From the very first shot, “Thirteen,” a documentary-style film about a junior high school pariah-turned-bad-girl, packs a punch — literally. The first scene depicts Tracy (Evan Rachel Wood) and her drug buddy Evie (Nikki Reed), sitting on Tracy’s bed taking hits from an aerosol can and reeling from the resulting numbness they feel. They command each other to slap and punch each other in the face and then erupt in giggles when neither of them feels a thing.
The rest of the film, which recounts the four months of Tracy’s physical and emotional transformation, feels very much like a punch in the face. “Thirteen,” Catherine Hardwicke’s directorial debut, portrays Tracy, an innocent outcast with a girl-crush on Evie, the most popular girl in their Los Angeles junior high school. Evie is a nubile nymphet, who all too easily converts a tube top into a micro-mini skirt and climbs out of bedroom windows into the groping arms of awaiting boys. With her low-slung jeans and flowing hair, Evie embodies that iconic girl in junior high we all knew, and Tracy will do anything it takes to be adopted into her elite circle of friends.
When Tracy passes a modern rite of passage by stealing a woman’s purse, she proves her daring nature to Evie, and the two become fast friends and shopping (read: shoplifting) buddies.

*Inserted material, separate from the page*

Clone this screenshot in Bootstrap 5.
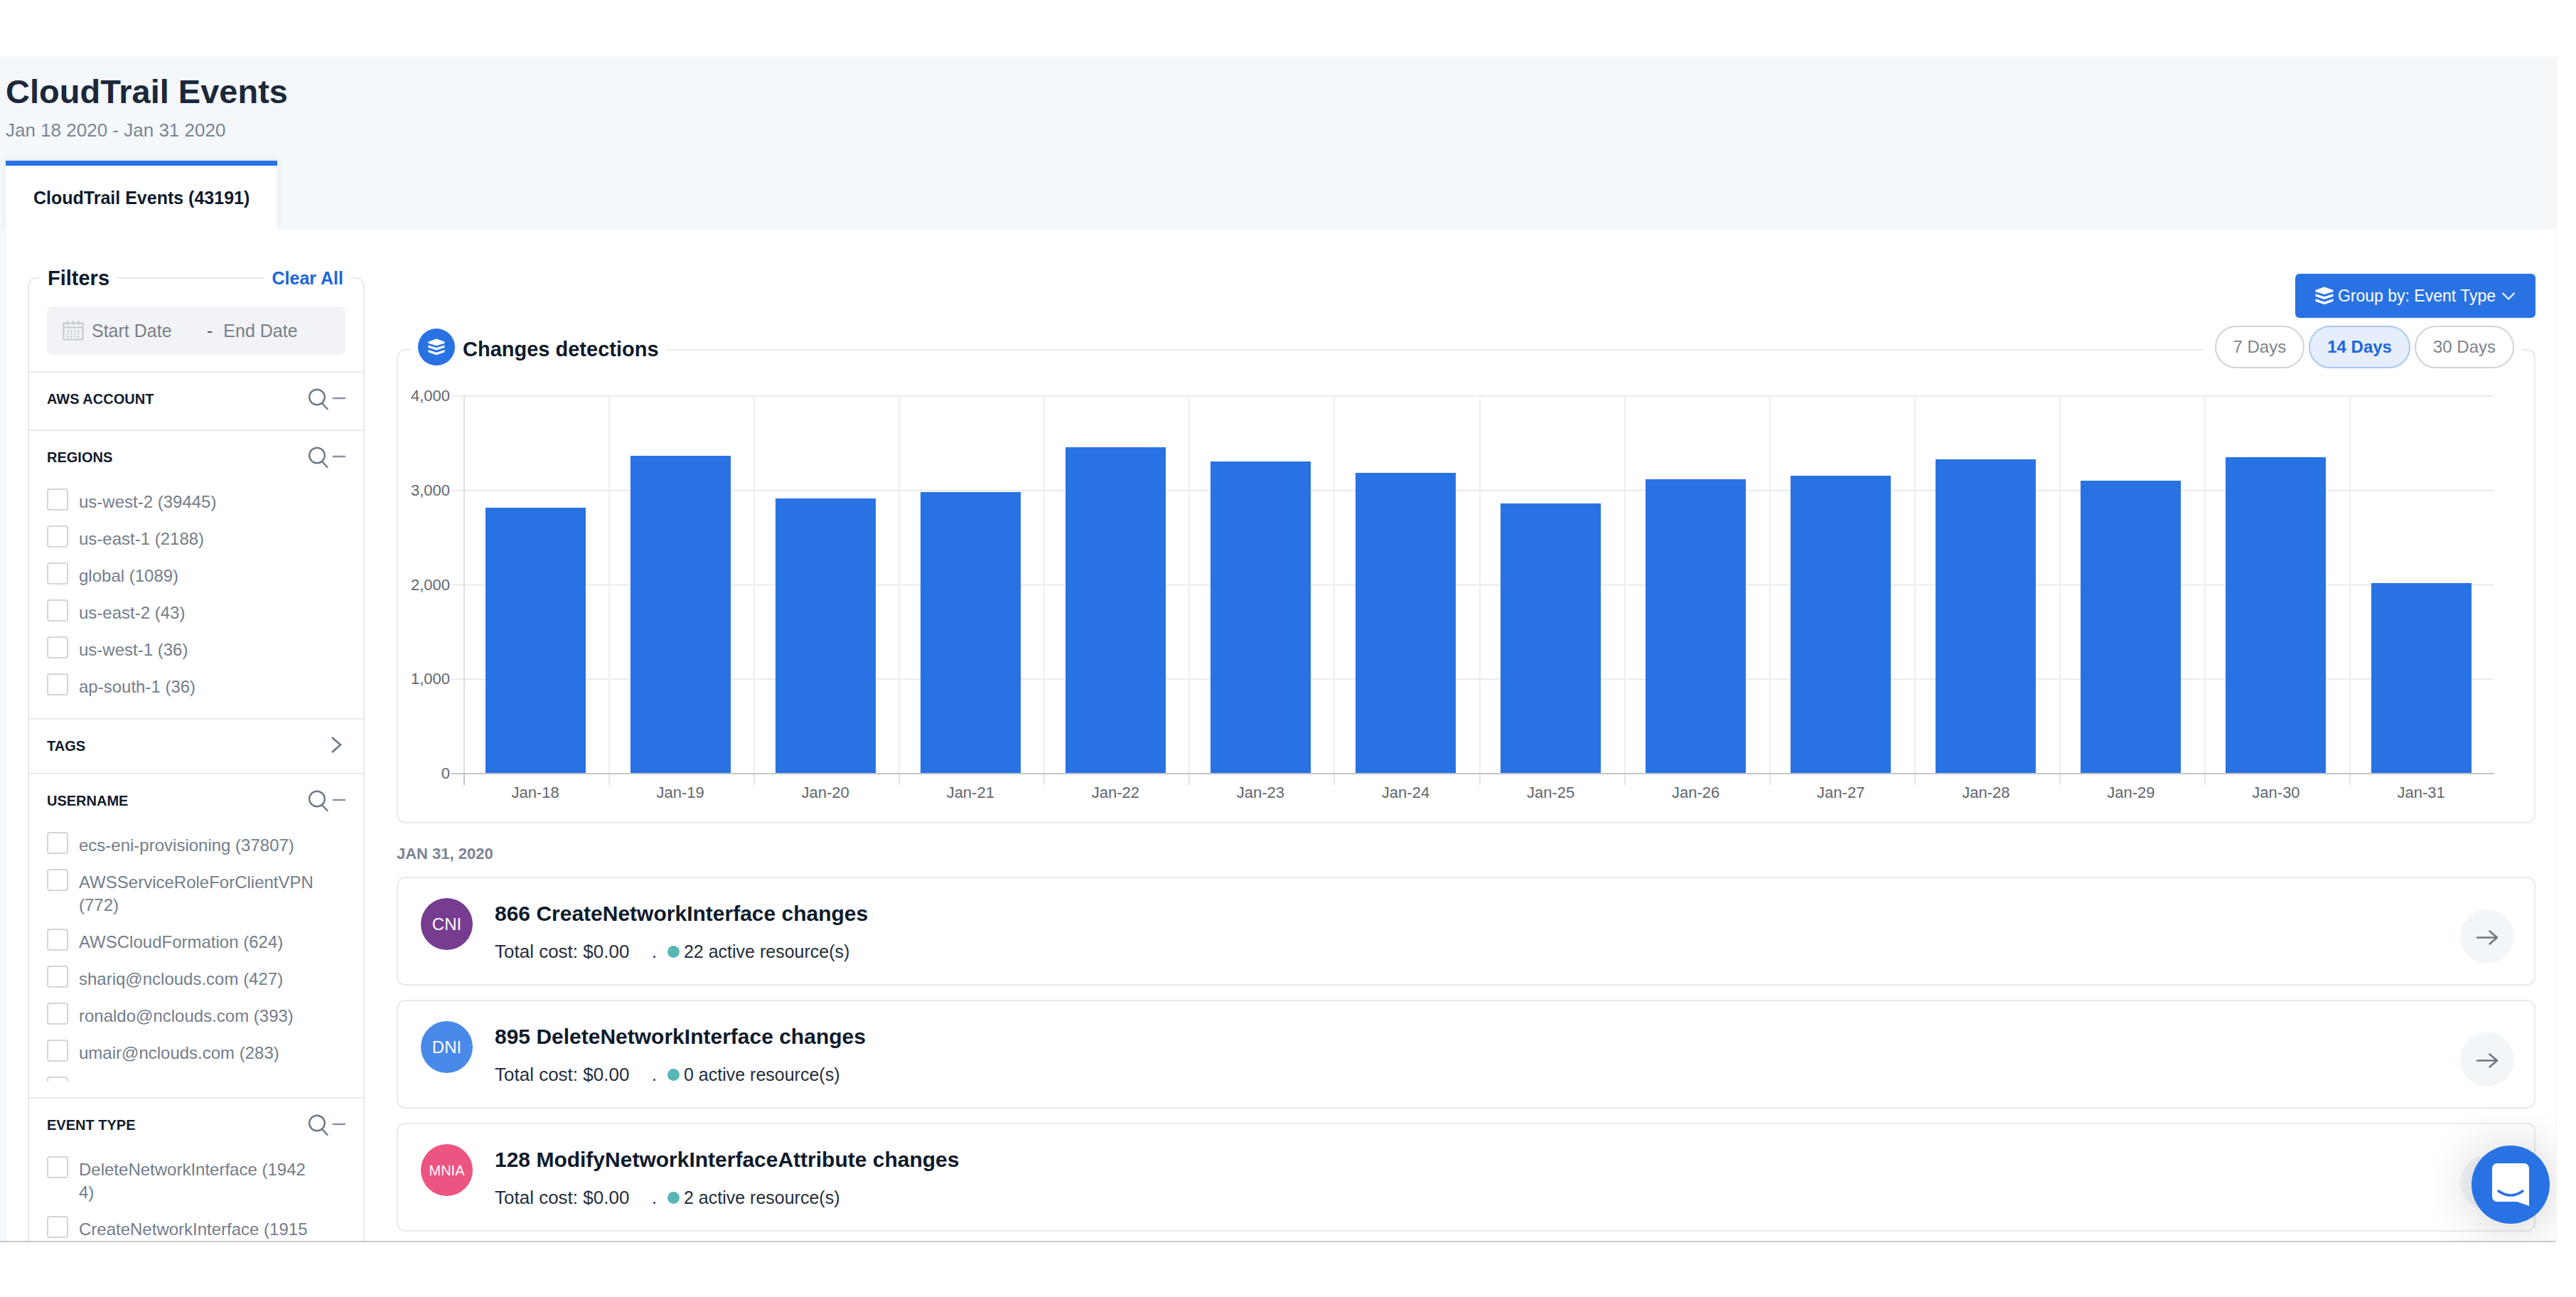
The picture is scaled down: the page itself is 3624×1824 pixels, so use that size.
<!DOCTYPE html>
<html lang="en">
<head>
<meta charset="utf-8">
<meta name="viewport" content="width=device-width, initial-scale=1">
<title>CloudTrail Events</title>
<link href="https://cdn.jsdelivr.net/npm/bootstrap@5.3.0/dist/css/bootstrap.min.css" rel="stylesheet">
<style>
  :root { --blue: #2972e3; --line: #e7eaed; --ink: #101a2b; --muted: #737d8a; }
  body { font-family: "Liberation Sans", Arial, sans-serif; color: var(--ink); background: #fff; font-size: 24px; line-height: 32px; }
  .shell { padding: 80px 28px 77px 0; }
  .app { background: #fff; border-bottom: 2px solid #c6c8ca; box-shadow: 1px 0 0 #f3f4f5; }
  .app-head { background: #f4f8fb; padding: 21px 0 0 8px; }
  .app-title { font-size: 47px; line-height: 56px; font-weight: 700; color: #1c2839; }
  .app-dates { font-size: 26px; line-height: 32px; color: #7b8591; margin: 10px 0 27px; }
  .app-tab { font-size: 25px; line-height: 30px; font-weight: 700; color: var(--ink); background: #fff; border-top: 7px solid var(--blue); padding: 30px 39px; text-decoration: none; box-shadow: 0 -3px 8px rgba(40,60,80,.08); }
  .app-body { border-left: 9px solid #f4f8fb; position: relative; background: #fff; }

  .filters { width: 474px; margin: 67px 45px 0 30px; border: 2px solid var(--line); border-radius: 12px; }
  .filters-top { height: 36px; margin-top: -19px; padding: 0 18px 0 16px; }
  .filters-top > * { background: #fff; padding: 0 10px; line-height: 36px; }
  .filters-name { font-size: 29px; font-weight: 700; }
  .clear { font-size: 25px; font-weight: 700; color: #1a66dc; text-decoration: none; }
  .dates { height: 68px; margin: 22px 25px 23px; padding-left: 22px; border-radius: 8px; background: #f1f3f6; font-size: 25px; }
  .dates input { width: 162px; border: 0; padding: 0; background: transparent; color: #757c83; }
  .dates input::placeholder { color: #7a7f85; opacity: 1; }
  .dates svg { margin-right: 11px; }
  .dates span { color: #555d66; margin-right: 15px; }
  .facet { border-top: 2px solid var(--line); padding: 0 25px 22px; }
  .facet.closed { padding-bottom: 5px; }
  .facet.none { padding-bottom: 10px; }
  .facet-head { height: 70px; padding: 22px 0 18px; }
  .facet-head h2 { font-size: 20px; line-height: 30px; font-weight: 700; }
  .tools { gap: 6px; }
  .tool { border: 0; background: transparent; padding: 0; display: flex; }
  .facet ul { overflow: hidden; }
  .facet .scroller { max-height: 362px; }
  .facet li { padding: 11px 0 6px; gap: 15px; }
  .tick { appearance: none; flex: none; width: 30px; height: 31px; margin: 0; border: 2px solid #d3d6d9; border-radius: 4px; background: #fff; }
  .tick:checked { background: var(--blue); }
  .facet label { width: 331px; margin-top: 3px; color: var(--muted); word-break: break-all; }

  .content { padding: 62px 29px 0 0; min-width: 0; }
  .group-btn { height: 62px; padding: 0 28px; border: 0; border-radius: 6px; background: var(--blue); color: #fff; font-size: 23px; }
  .group-btn span { margin: 0 8px 0 6px; }
  .panel { border: 2px solid var(--line); border-radius: 12px; background: #fff; }
  .chart { margin-top: 44px; }
  .chart-top { height: 60px; margin-top: -35px; padding: 0 18px; }
  .chart-name { background: #fff; padding: 0 11px 0 10px; gap: 11px; }
  .chart-name h2 { font-size: 29px; line-height: 36px; font-weight: 700; padding-top: 5px; }
  .chart-icon { width: 52px; height: 52px; border-radius: 50%; background: var(--blue); }
  .ranges { background: #fff; padding: 0 10px 0 16px; gap: 6px; }
  .pill { height: 60px; padding: 0 24px; border: 2px solid #d0d4d7; border-radius: 30px; background: #fff; color: #7d848c; font-size: 24px; }
  .pill.on { background: #e6eefb; border-color: #a9c7f5; color: #1a66dc; font-weight: 700; }
  .chart-body { padding: 38px 56px 29px 0; font-size: 22px; line-height: 24px; color: #62676d; }
  .y-axis { width: 73px; height: 555px; margin: -11px 2px 0 0; text-align: right; }
  .plot { height: 533px; padding-left: 17px; border-bottom: 2px solid #c4c7ca; background: linear-gradient(#e8eaec 2px, transparent 2px) 0 0 / 100% 25%; }
  .slot { flex: 1 1 0; border-left: 2px solid #eceef0; }
  .slot:first-child { border-color: #dcdfe2; }
  .bar { width: 141px; max-width: 80%; margin-right: 4px; background: var(--blue); }
  .x-axis { padding-left: 17px; }
  .x-axis div { flex: 1 1 0; text-align: center; padding: 14px 2px 0 0; background: linear-gradient(#e3e6e8, #e3e6e8) 0 0 / 2px 15px no-repeat; }
  .x-axis div:first-child { background-image: linear-gradient(#c4c7ca, #c4c7ca); }

  .day { font-size: 22px; line-height: 30px; font-weight: 700; color: #7a8492; margin: 28px 0 17px; }
  .change { padding: 28px 28px 29px 32px; margin-bottom: 20px; }
  .avatar { flex: none; width: 73px; height: 73px; margin-right: 31px; border-radius: 50%; color: #fff; font-size: 24px; }
  .avatar.tiny { font-size: 20px; }
  .change h3 { font-size: 30px; line-height: 36px; font-weight: 700; margin: 4px 0 20px; }
  .facts { font-size: 25px; line-height: 30px; color: #252e3c; }
  .cost { width: 221px; font-size: 26px; }
  .live { width: 17px; height: 17px; border-radius: 50%; background: #58b7b4; margin: 0 6px 0 15px; }
  .go { flex: none; width: 76px; height: 76px; margin-top: 16px; border: 0; border-radius: 50%; background: #f2f6f8; }
  .chat { position: absolute; right: 9px; bottom: 24px; width: 110px; height: 110px; border: 0; border-radius: 50%; background: var(--blue); box-shadow: 0 4px 70px rgba(0,0,0,.2); }
</style>
<script src="https://cdn.jsdelivr.net/npm/bootstrap@5.3.0/dist/js/bootstrap.bundle.min.js"></script>
</head>
<body>
<svg class="d-none" aria-hidden="true">
  <symbol id="i-search" viewBox="0 0 28 30"><g fill="none" stroke="#6f7985" stroke-width="2.4" stroke-linecap="round"><circle cx="12" cy="12.500" r="10.800"/><path d="M19 21l7.500 8"/></g></symbol>
  <symbol id="i-minus" viewBox="0 0 18 30"><path d="M1 14h16" stroke="#8a939d" stroke-width="2.600" stroke-linecap="round"/></symbol>
  <symbol id="i-stack" viewBox="0 0 26 26"><path d="M13 0.500 25.500 5v2.300L13 11 .5 7.300V5z"/><path d="M.5 10.200 13 14.200l12.500-4v3.600L13 18 .5 13.800z"/><path d="M.5 17.200 13 21.400l12.500-4.200v3.600L13 25.300.5 20.800z"/></symbol>
  <symbol id="i-arrow" viewBox="0 0 32 22"><path d="M2 10.500h27M19.500 1.500 30 10.500l-10.500 9" fill="none" stroke="#72757f" stroke-width="2.500" stroke-linecap="round" stroke-linejoin="round"/></symbol>
</svg>

<div class="shell vh-100 overflow-hidden">
<div class="app h-100 d-flex flex-column overflow-hidden position-relative">
  <header class="app-head">
    <h1 class="app-title mb-0">CloudTrail Events</h1>
    <p class="app-dates">Jan 18 2020 - Jan 31 2020</p>
    <nav class="d-flex"><a class="app-tab" href="#events" aria-current="page">CloudTrail Events (43191)</a></nav>
  </header>

  <div class="app-body d-flex flex-grow-1 align-items-start" id="events">
    <aside class="filters flex-shrink-0">
      <div class="filters-top d-flex justify-content-between align-items-center">
        <span class="filters-name">Filters</span>
        <a class="clear" href="#clear">Clear All</a>
      </div>
      <div class="dates d-flex align-items-center">
        <svg width="30" height="30" viewBox="0 0 30 30" aria-hidden="true"><g fill="none" stroke="#c3c9d0" stroke-width="2"><path d="M1.500 4.500h27v23h-27zM1.500 10.500h27M7.500 1v6M15 1v6M22.500 1v6"/><path d="M6 15.500h19M6 19.500h19M6 23.500h19" stroke-dasharray="2.500 2.500"/></g></svg>
        <input type="text" placeholder="Start Date" aria-label="Start date">
        <span>-</span>
        <input type="text" placeholder="End Date" aria-label="End date">
      </div>

      <section class="facet none">
        <div class="facet-head d-flex align-items-center justify-content-between"><h2 class="mb-0">AWS ACCOUNT</h2>
          <div class="tools d-flex"><button class="tool" aria-label="Search accounts"><svg width="28" height="30"><use href="#i-search"/></svg></button><button class="tool" aria-label="Collapse accounts"><svg width="18" height="30"><use href="#i-minus"/></svg></button></div></div>
      </section>

      <section class="facet">
        <div class="facet-head d-flex align-items-center justify-content-between"><h2 class="mb-0">REGIONS</h2>
          <div class="tools d-flex"><button class="tool" aria-label="Search regions"><svg width="28" height="30"><use href="#i-search"/></svg></button><button class="tool" aria-label="Collapse regions"><svg width="18" height="30"><use href="#i-minus"/></svg></button></div></div>
        <ul class="list-unstyled mb-0">
          <li class="d-flex align-items-start"><input class="tick" type="checkbox" id="r1"><label for="r1">us-west-2 (39445)</label></li>
          <li class="d-flex align-items-start"><input class="tick" type="checkbox" id="r2"><label for="r2">us-east-1 (2188)</label></li>
          <li class="d-flex align-items-start"><input class="tick" type="checkbox" id="r3"><label for="r3">global (1089)</label></li>
          <li class="d-flex align-items-start"><input class="tick" type="checkbox" id="r4"><label for="r4">us-east-2 (43)</label></li>
          <li class="d-flex align-items-start"><input class="tick" type="checkbox" id="r5"><label for="r5">us-west-1 (36)</label></li>
          <li class="d-flex align-items-start"><input class="tick" type="checkbox" id="r6"><label for="r6">ap-south-1 (36)</label></li>
        </ul>
      </section>

      <section class="facet closed">
        <div class="facet-head d-flex align-items-center justify-content-between"><h2 class="mb-0">TAGS</h2>
          <button class="tool" aria-label="Expand tags"><svg width="22" height="30" viewBox="0 0 22 30"><path d="M3 3l12 10.500L3 24" fill="none" stroke="#6f7985" stroke-width="2.600"/></svg></button></div>
      </section>

      <section class="facet">
        <div class="facet-head d-flex align-items-center justify-content-between"><h2 class="mb-0">USERNAME</h2>
          <div class="tools d-flex"><button class="tool" aria-label="Search usernames"><svg width="28" height="30"><use href="#i-search"/></svg></button><button class="tool" aria-label="Collapse usernames"><svg width="18" height="30"><use href="#i-minus"/></svg></button></div></div>
        <ul class="list-unstyled mb-0 scroller">
          <li class="d-flex align-items-start"><input class="tick" type="checkbox" id="u1"><label for="u1">ecs-eni-provisioning (37807)</label></li>
          <li class="d-flex align-items-start"><input class="tick" type="checkbox" id="u2"><label for="u2">AWSServiceRoleForClientVPN (772)</label></li>
          <li class="d-flex align-items-start"><input class="tick" type="checkbox" id="u3"><label for="u3">AWSCloudFormation (624)</label></li>
          <li class="d-flex align-items-start"><input class="tick" type="checkbox" id="u4"><label for="u4">shariq@nclouds.com (427)</label></li>
          <li class="d-flex align-items-start"><input class="tick" type="checkbox" id="u5"><label for="u5">ronaldo@nclouds.com (393)</label></li>
          <li class="d-flex align-items-start"><input class="tick" type="checkbox" id="u6"><label for="u6">umair@nclouds.com (283)</label></li>
          <li class="d-flex align-items-start"><input class="tick" type="checkbox" aria-label="Next user"></li>
        </ul>
      </section>

      <section class="facet">
        <div class="facet-head d-flex align-items-center justify-content-between"><h2 class="mb-0">EVENT TYPE</h2>
          <div class="tools d-flex"><button class="tool" aria-label="Search event types"><svg width="28" height="30"><use href="#i-search"/></svg></button><button class="tool" aria-label="Collapse event types"><svg width="18" height="30"><use href="#i-minus"/></svg></button></div></div>
        <ul class="list-unstyled mb-0">
          <li class="d-flex align-items-start"><input class="tick" type="checkbox" id="e1"><label for="e1">DeleteNetworkInterface (19424)</label></li>
          <li class="d-flex align-items-start"><input class="tick" type="checkbox" id="e2"><label for="e2">CreateNetworkInterface (1915</label></li>
        </ul>
      </section>
    </aside>

    <main class="content flex-grow-1">
      <div class="d-flex justify-content-end">
        <button class="group-btn d-flex align-items-center"><svg width="26" height="26" fill="#fff" aria-hidden="true"><use href="#i-stack"/></svg><span>Group by: Event Type</span><svg width="20" height="12" viewBox="0 0 20 12" aria-hidden="true"><path d="M1.500 2 10 10.500 18.500 2" fill="none" stroke="#fff" stroke-width="2"/></svg></button>
      </div>

      <section class="panel chart">
        <div class="chart-top d-flex justify-content-between align-items-center">
          <div class="chart-name d-flex align-items-center">
            <span class="chart-icon d-flex align-items-center justify-content-center"><svg width="26" height="24" fill="#fff" aria-hidden="true"><use href="#i-stack"/></svg></span>
            <h2 class="mb-0">Changes detections</h2>
          </div>
          <div class="ranges d-flex">
            <button class="pill">7 Days</button>
            <button class="pill on" aria-pressed="true">14 Days</button>
            <button class="pill">30 Days</button>
          </div>
        </div>
        <div class="chart-body d-flex">
          <div class="y-axis d-flex flex-column justify-content-between flex-shrink-0"><span>4,000</span><span>3,000</span><span>2,000</span><span>1,000</span><span>0</span></div>
          <div class="flex-grow-1">
            <div class="plot d-flex" id="plot"></div>
            <div class="x-axis d-flex" id="days"></div>
          </div>
        </div>
      </section>

      <h2 class="day">JAN 31, 2020</h2>

      <article class="panel change d-flex align-items-start">
        <div class="avatar d-flex align-items-center justify-content-center" style="background:#763c90">CNI</div>
        <div class="flex-grow-1"><h3>866 CreateNetworkInterface changes</h3>
          <div class="facts d-flex align-items-center"><span class="cost">Total cost: $0.00</span><span>.</span><i class="live"></i><span>22 active resource(s)</span></div></div>
        <button class="go" aria-label="Open"><svg width="32" height="22"><use href="#i-arrow"/></svg></button>
      </article>
      <article class="panel change d-flex align-items-start">
        <div class="avatar d-flex align-items-center justify-content-center" style="background:#4889e9">DNI</div>
        <div class="flex-grow-1"><h3>895 DeleteNetworkInterface changes</h3>
          <div class="facts d-flex align-items-center"><span class="cost">Total cost: $0.00</span><span>.</span><i class="live"></i><span>0 active resource(s)</span></div></div>
        <button class="go" aria-label="Open"><svg width="32" height="22"><use href="#i-arrow"/></svg></button>
      </article>
      <article class="panel change d-flex align-items-start">
        <div class="avatar tiny d-flex align-items-center justify-content-center" style="background:#ec5482">MNIA</div>
        <div class="flex-grow-1"><h3>128 ModifyNetworkInterfaceAttribute changes</h3>
          <div class="facts d-flex align-items-center"><span class="cost">Total cost: $0.00</span><span>.</span><i class="live"></i><span>2 active resource(s)</span></div></div>
        <button class="go" aria-label="Open"><svg width="32" height="22"><use href="#i-arrow"/></svg></button>
      </article>
    </main>
  </div>

  <button class="chat d-flex align-items-center justify-content-center" aria-label="Open chat"><svg width="54" height="62" viewBox="0 0 54 62" aria-hidden="true"><path d="M8 1h38a7 7 0 0 1 7 7v53l-17-6H8a7 7 0 0 1-7-7V8a7 7 0 0 1 7-7z" fill="#fff"/><path d="M10 40q17 12 34 0" fill="none" stroke="#2972e3" stroke-width="3.500" stroke-linecap="round"/></svg></button>
</div>
</div>

<script>
  const counts = [2810, 3357, 2907, 2973, 3452, 3300, 3181, 2853, 3111, 3152, 3319, 3094, 3342, 2012];
  const plot = document.getElementById('plot'), days = document.getElementById('days');
  counts.forEach((n, i) => {
    plot.insertAdjacentHTML('beforeend', `<div class="slot d-flex align-items-end justify-content-center"><div class="bar" style="height:${n / 40}%"></div></div>`);
    days.insertAdjacentHTML('beforeend', `<div>Jan-${18 + i}</div>`);
  });
</script>
</body>
</html>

Under Evie’s tutelage, Tracy undergoes an inevitable makeover. But don’t be mistaken — it doesn’t stop with an innocent shopping spree at Skechers. (“Thirteen” is not simply about the influences of consumer fetishism). Instead, the film follows Tracy’s downward spiral into the unfortunate triumvirate of drug abuse, depression and self-mutilation. Manipulative and motherless, and herself a victim of abuse, Evie encourages Tracy to partake in all meanings of the word.
“Thirteen” is blunt and bold and tries to tell the whole truth of being that unlucky age — gore and all. The film admirably portrays the ugly truths of teenagers, like how easily friends are dropped and how quickly one can fly through the ranks of cool. But sometimes, “Thirteen” is a little too much to bear and has the audience cringing in its seats. The film includes many close-ups of self-mutilation, including Evie piercing Tracy’s navel and Tracy slitting her own wrists (with nail scissors, no less.)
Since it is backed by a blaring soundtrack that drowns out much of the dialogue, the film is left looking like an extended rock video. And the shaky movement of the hand-held camera is often dizzying — it wouldn’t have killed them to use a tripod.
The camera, however, is not the only mobile thing in the film — the focus shifts frequently. At first, the hell that is junior high school is seen through Tracy’s eyes. We commiserate with her inability to be cool. Initially, Tracy is likeable, even endearing, in her self-conscious awkwardness. But though Tracy is initially warm and likeable, as soon as Evie convinces her to pierce her tongue, all the words that subsequently fly from her mouth are as cold as that metal stud. Tracy becomes distant and unknowable, even to her own mother.
Here, the film shifts from being a story about the friendship between two girls, to one of the crumbling relationship between a mother and daughter. Tracy’s mother, played by Holly Hunter, is initially a cartoon. She is a flighty hairdresser who struts around the house in camisoles and tight jeans and who snogs her cokehead boyfriend in plain view of her daughter. But when she finally becomes aware of her daughter’s downward spiral into self-destruction, the film’s story becomes one of rescue.
Though heavy and wrenching, “Thirteen” does have several hilarious scenes, especially one priceless moment with a chicken. And the camera does eventually slow down enough to savor the cinematography. Look for a beautifully filmed sequence in which Tracy takes her first acid trip in a park after dark and dances with her friends in the sprinklers.
Though “Thirteen” tries to be relentlessly blunt, or perhaps because of this, the film lacks the mystery and haunting quality of something like “The Virgin Suicides,” another film that deals with similar issues of depression, teenage angst and dysfunctional family relationships.
“Thirteen” is melodramatic and exploitative, but the film is also relentlessly fast and harsh. It’s also an amazing feat, considering Reed co-wrote the script when she was only fifteen years old. “Thirteen” is not so much engrossing as it is fascinating, in the way that a car accident has that can’t-look-away appeal. And so you watch, mouth slightly agape, wondering where it will end, how far will she stray and how low those jeans can possibly go.